Dear Brock Turner,
Truthfully, every time I think of you and your shitty family, it is not easy for me to channel my inner Martin Luther King. And maybe that’s the paradox, your disgusting existence makes me try to be the best example of humanity I can strive for. If I am speaking as Tracey right now, I don’t think you or your entire gene pool has a place on this planet, except maybe in a petri dish to be studied by science. I don’t have love for you as one of “God’s children”, quite opposite, I would consider it an act of God if your house was smote or if you all died in a car accident. So this is not some pollyanna love and compassion type letter, this is me trying to figure out a way to contribute to the end of rape culture constructively, since women all over the world unequivocally saying, “I do not want to be raped” is, for whatever reason, not effective.

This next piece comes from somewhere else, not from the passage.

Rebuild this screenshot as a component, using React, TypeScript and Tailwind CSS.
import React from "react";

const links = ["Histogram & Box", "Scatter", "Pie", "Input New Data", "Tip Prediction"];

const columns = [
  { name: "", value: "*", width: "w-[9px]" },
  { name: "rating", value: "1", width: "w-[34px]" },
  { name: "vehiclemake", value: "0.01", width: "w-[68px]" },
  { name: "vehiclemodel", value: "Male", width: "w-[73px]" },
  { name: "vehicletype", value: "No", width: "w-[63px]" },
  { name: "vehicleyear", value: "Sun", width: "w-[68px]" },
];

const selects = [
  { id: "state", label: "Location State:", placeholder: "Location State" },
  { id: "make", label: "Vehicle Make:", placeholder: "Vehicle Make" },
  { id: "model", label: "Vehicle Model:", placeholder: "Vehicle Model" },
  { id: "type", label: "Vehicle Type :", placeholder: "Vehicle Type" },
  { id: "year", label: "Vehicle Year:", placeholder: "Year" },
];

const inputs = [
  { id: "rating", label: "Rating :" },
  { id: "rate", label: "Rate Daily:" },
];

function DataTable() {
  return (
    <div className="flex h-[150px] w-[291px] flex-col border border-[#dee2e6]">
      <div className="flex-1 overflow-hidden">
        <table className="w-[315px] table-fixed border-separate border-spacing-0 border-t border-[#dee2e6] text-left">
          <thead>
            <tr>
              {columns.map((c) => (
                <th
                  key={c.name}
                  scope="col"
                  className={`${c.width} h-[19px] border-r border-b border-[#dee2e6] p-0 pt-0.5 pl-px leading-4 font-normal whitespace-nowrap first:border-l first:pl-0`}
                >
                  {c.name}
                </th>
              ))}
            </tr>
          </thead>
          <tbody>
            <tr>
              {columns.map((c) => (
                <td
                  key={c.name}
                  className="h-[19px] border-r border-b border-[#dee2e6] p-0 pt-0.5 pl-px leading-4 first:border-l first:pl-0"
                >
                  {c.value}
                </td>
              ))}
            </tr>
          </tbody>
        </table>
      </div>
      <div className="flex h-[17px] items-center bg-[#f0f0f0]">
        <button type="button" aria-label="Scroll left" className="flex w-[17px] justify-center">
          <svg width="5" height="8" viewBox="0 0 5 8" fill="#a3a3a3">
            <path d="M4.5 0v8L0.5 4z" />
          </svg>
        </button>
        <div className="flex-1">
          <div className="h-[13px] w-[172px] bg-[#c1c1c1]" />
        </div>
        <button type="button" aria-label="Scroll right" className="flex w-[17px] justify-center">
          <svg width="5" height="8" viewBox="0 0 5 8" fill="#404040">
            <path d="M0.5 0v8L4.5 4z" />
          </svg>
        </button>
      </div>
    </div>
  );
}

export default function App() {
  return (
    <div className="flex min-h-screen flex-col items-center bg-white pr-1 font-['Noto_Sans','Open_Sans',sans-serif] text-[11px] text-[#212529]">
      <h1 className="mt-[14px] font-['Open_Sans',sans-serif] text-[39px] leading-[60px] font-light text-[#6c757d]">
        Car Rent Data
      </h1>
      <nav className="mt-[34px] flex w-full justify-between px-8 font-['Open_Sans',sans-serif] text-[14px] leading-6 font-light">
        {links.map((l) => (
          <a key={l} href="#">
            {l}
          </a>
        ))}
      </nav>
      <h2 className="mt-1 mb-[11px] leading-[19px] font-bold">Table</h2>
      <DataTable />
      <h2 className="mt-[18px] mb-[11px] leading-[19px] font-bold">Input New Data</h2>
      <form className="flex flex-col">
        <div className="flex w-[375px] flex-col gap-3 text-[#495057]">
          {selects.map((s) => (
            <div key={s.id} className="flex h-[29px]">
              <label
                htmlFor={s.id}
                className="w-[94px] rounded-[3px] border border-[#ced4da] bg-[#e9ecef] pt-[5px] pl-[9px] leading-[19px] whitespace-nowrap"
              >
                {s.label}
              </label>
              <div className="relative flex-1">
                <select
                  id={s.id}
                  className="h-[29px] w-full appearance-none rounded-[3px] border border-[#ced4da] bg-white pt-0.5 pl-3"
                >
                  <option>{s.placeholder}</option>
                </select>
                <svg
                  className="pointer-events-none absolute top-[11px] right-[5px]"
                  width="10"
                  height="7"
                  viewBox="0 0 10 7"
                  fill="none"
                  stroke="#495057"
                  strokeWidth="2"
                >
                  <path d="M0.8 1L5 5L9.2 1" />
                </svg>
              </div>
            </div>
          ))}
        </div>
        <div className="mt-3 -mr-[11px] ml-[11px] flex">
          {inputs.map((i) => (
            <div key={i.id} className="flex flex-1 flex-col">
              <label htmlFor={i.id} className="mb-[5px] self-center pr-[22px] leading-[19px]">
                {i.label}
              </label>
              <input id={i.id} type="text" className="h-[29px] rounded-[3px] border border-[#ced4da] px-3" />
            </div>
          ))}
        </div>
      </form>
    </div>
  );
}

I am writing to you with the conviction that you know, deep down, what you did was unforgivable, inexcusable, atrocious, and that you were given a light sentence because of your race and class privilege. You cannot live with this knowledge. People cannot live with secret untruths, they come back to you, they will fester, and manifest and haunt you like a cancer or karma. The truth is there, except in your case, the whole world knows you raped an unconscious woman behind a dumpster, that you did not get a just jail sentence, and you will carry that with you until your grave.

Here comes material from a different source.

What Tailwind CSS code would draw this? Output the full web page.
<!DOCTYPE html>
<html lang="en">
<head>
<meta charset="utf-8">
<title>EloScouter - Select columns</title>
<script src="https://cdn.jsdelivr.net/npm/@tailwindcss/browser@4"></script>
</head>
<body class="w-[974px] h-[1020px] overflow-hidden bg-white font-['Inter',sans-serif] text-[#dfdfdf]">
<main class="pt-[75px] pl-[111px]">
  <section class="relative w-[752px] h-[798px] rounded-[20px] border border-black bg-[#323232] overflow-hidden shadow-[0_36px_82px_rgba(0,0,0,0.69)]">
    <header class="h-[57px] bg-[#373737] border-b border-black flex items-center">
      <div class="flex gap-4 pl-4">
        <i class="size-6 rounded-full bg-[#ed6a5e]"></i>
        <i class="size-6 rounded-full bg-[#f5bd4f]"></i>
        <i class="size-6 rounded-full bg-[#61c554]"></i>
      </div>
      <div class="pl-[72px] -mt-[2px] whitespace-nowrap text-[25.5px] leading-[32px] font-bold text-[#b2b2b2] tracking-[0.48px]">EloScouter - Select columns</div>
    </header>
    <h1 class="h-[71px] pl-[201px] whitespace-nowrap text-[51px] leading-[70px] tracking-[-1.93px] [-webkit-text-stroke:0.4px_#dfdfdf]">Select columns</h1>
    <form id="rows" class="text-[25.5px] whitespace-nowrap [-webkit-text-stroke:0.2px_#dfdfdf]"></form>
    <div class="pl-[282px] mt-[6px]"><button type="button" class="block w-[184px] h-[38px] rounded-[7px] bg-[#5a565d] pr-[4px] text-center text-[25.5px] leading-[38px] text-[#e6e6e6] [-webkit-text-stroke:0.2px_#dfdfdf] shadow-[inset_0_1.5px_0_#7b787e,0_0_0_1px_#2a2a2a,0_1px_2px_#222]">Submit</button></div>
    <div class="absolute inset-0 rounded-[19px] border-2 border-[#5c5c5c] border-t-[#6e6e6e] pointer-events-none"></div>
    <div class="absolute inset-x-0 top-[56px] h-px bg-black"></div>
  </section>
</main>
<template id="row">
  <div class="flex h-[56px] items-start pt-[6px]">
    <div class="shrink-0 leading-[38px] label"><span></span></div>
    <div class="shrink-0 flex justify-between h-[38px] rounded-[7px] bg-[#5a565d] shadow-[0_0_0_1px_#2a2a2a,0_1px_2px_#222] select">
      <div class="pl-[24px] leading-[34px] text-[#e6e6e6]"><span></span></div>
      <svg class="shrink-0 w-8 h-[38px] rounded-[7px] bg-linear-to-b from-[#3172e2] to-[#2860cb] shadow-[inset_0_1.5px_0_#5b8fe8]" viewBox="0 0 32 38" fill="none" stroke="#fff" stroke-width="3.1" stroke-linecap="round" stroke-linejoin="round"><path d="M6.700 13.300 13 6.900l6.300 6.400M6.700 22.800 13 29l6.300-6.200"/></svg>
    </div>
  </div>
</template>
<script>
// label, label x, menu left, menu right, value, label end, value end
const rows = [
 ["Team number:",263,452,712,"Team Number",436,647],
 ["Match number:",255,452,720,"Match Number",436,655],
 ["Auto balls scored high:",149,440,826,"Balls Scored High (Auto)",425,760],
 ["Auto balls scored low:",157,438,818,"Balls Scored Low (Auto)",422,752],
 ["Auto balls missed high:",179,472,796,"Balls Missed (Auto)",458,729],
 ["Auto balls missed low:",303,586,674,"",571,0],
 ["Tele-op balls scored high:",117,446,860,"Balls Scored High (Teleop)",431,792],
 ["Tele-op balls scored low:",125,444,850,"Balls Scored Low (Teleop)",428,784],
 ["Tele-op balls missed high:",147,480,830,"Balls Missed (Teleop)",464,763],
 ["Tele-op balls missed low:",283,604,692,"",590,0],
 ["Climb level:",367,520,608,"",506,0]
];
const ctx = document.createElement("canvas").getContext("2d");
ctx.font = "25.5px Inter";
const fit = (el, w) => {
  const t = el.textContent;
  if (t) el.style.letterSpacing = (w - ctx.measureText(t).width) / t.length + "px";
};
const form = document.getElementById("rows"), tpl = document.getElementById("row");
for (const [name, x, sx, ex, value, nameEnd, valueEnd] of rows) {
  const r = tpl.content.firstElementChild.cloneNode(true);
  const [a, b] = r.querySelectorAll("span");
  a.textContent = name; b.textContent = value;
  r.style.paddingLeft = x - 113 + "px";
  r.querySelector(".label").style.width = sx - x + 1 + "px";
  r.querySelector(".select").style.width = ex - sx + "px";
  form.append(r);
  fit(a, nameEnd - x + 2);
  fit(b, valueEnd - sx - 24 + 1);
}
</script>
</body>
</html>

I think this is an opportunity, not only for you to redeem yourself, but to contribute to the betterment of mankind as a whole. I am calling on you to publicly and fully take responsibility for your actions. In the most public way you must apologize to that woman you raped behind a dumpster while she was unconscious and you must acknowledge that you did not get a fair jail sentence and you should have been sentenced the full amount possible. I am calling on you to turn this tragedy into something else. Find an expert on rape and talk with them extensively. See how you can contribute, by going to fraternities, speaking at universities, educating your peers on women’s rights to be able to go to a party without being raped while they are unconscious and behind a dumpster and the issues of consent (the woman must be conscious). How can you fundraise for rape clinics? How can you influence change on college campuses to make them safer for women? We, women have been doing this all along, but clearly, there is still much work to be done.
Here’s the thing:
For women to exist peacefully and with human dignity on this planet while we are here, we cannot extricate ourselves from men. For one, 99.9% of us love men. Romantically, socially, in a familial way. We exist on this planet with you. Our liberation is bound to men understanding their actions and correcting them. We have done our part. We have opened clinics, begged for funding, made the most social impact with the little resources we have, we have marched, we have lobbied, we have declared and stood up, we have demanded justice. We are not the problem. The laws that are stacked against us are not our responsibility. The sexual and physical behavior of men is not our responsibility.
Someone is not a man because they stick their twisted little dick inside a vulnerable, unconscious woman behind a dumpster. A true man is responsible for their actions and owns their shit. Man up.